Luxon be­lieves too much fo­cus is placed on the tech­ni­cal as­pects of deal­ing with waste – re­cy­cling and how to di­vert waste from land­fill – and not enough on is­sues fur­ther up the pipe like im­prov­ing de­sign or de­mand­ing mean­ing­ful prod­uct stew­ard­ship. “We’re tow­ing an un­bal­anced load. Big box re­tail­ers keep im­port­ing vast amounts of ma­te­rial, which in a short time are des­tined for land­fill. There’s no con­sid­er­a­tion of what hap­pens to those items post con­sumer. The waste keeps com­ing while we’re all work­ing out how to re­cy­cle it.” He also thinks the New Zealand public ex­pects lo­cal author­i­ties and the waste re­cov­ery in­dus­try to deal with all the ma­te­ri­als and items they had no role in cre­at­ing or de­cid­ing to bring to mar­ket in the first place. “If we are re­ally go­ing to have a cir­cu­lar econ­omy we need to be de­sign­ing for re-use and end-of-life.”

For Luxon the big­gest is­sue sur­round­ing waste is not a lack of reg­u­la­tion, but rather the lack of po­lit­i­cal lead­er­ship and courage at a na­tional level to pull the levers al­ready avail­able. “By drag­ging their feet on mean­ing­ful in­ter­ven­tion, cen­tral gov­ern­ment makes things more dif­fi­cult for re­cy­clers and cre­ates op­por­tu­nity for stop-gap mea­sures that are not as ef­fec­tive as they could be.” Luxon cites gov­ern­ment-funded tri­als for re­duc­ing soft plas­tics as an ex­am­ple. “It seems crazy that taxpayers are fund­ing the pack­ag­ing in­dus­try to de­velop a so­lu­tion to a prob­lem their mem­bers cre­ated. You’ve got pro­gres­sive re­gions like South Aus­tralia and San Fran­cisco who’ve banned plas­tic bags and see­ing dra­matic re­sults. Mean­while we are pussy­foot­ing around with lit­tle tri­als funded by us.”

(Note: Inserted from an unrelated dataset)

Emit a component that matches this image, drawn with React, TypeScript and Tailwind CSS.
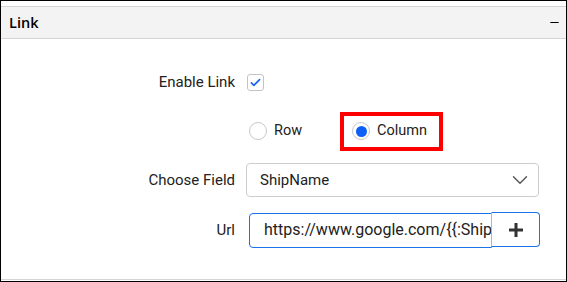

The way for­ward ac­cord­ing to Luxon? En­forc­ing manda­tory prod­uct stew­ard­ship schemes for pri­or­ity prod­ucts, an in­tro­duc­tion of con­tainer de­posit schemes (CDL) and higher and more wide­spread waste levies on land­fills. “The mech­a­nisms for prod­uct take-back schemes are there. We could do it on TVs, on tyres, mat­tresses. There’s just a re­luc­tance to do it. The tyre in­dus­try na­tion­ally has been cry­ing out for manda­tory prod­uct stew­ard­ship with its Tyre­wise pro­gramme, but the Min­istry for the En­vi­ron­ment keeps telling ev­ery­one they have other pri­or­i­ties and won’t be do­ing any­thing with tyres.” A big blow for in­dus­try and the en­vi­ron­ment since over 4m tyres an­nu­ally are dumped that could be reused or up­cy­cled more mind­fully.

Fur­ther, re­gions in­clud­ing South Aus­tralia, North­ern Ter­ri­to­ries, Nova Sco­tia and Oslo are ex­pe­ri­enc­ing vast waste and eco­nomic ben­e­fits with con­tainer de­posit schemes for bev­er­age bot­tles. “There’s great ev­i­dence in­ter­na­tion­ally that it works,” says Luxon. “In New Zealand we’ve es­ti­mated that if we brought one in we’d cre­ate 2400 new jobs and it would save $26m an­nu­ally on the cost of land­fill­ing all the bev­er­age con­tain­ers cur­rently go­ing to land­fill.”

For Luxon, the real waste he­roes are the com­mu­nity re­cy­cling oper­a­tions and en­ter­prise and in­di­vid­u­als en­gaged in up-cy­cling ini­tia­tives. “Not only do they have the chal­lenges of a stan­dard busi­ness, but they add to that chal­lenge by in­sist­ing on cre­at­ing so­cial good; great prod­uct, cre­at­ing jobs, ad­vo­cat­ing for change, in­no­va­tors, em­pow­er­ing.”

As for the in­di­vid­u­als? Push­ing the fo­cus up the waste hi­er­ar­chy is key. And three sim­ple, yet very pro­found ac­tions: Re­duce, re­use, re­cy­cle. “Make it hard to throw rub­bish away, put the bin in the garage. Get in­formed and make per­sonal de­ci­sions on these.”